An approach for behavior discovery using clustering of dynamics

As robots enter more complex application domains and start to interact autonomously with their surroundings and with humans, it becomes essential that they can efficiently represent and interpret their streams of sensor data and model the behavior of objects in their environment. To do this automatically and without the need for extensive a priori models of the environment, these systems have to be able to autonomously discover the different dynamic behaviors of entities in their environment as well as to predict points at which objects' behaviors and interactions change. This paper presents a technique to simultaneously learn to identify segmentation points and to extract a discrete set of models of the behaviors of objects from a stream of sensor observations. The approach presented here uses unsupervised learning techniques to learn these models in the form of representative sensor signatures which, once acquired, are used to interpret the robot's observations and to represent the actual sensor data more compactly as a sequence of behaviors.
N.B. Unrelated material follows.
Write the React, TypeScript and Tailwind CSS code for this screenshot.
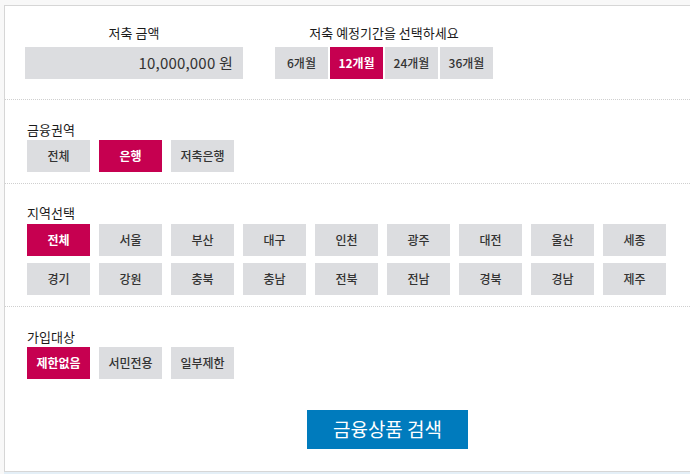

To enable the system to simultaneously learn to segment the continuous data stream and to build appropriate models for the data segments, a set of similarity metrics for sensor streams is derived and used in an expectation maximization algorithm. This algorithm alternates between segmenting the sensor data based on the existing behavior models and clustering the data segments to derive better models, thus iteratively improving both the quality of the segmentation and of the behavior models. To illustrate the approach, experiments are performed using simulated observations derived from different types of sensors which observe the dynamic interactions of objects.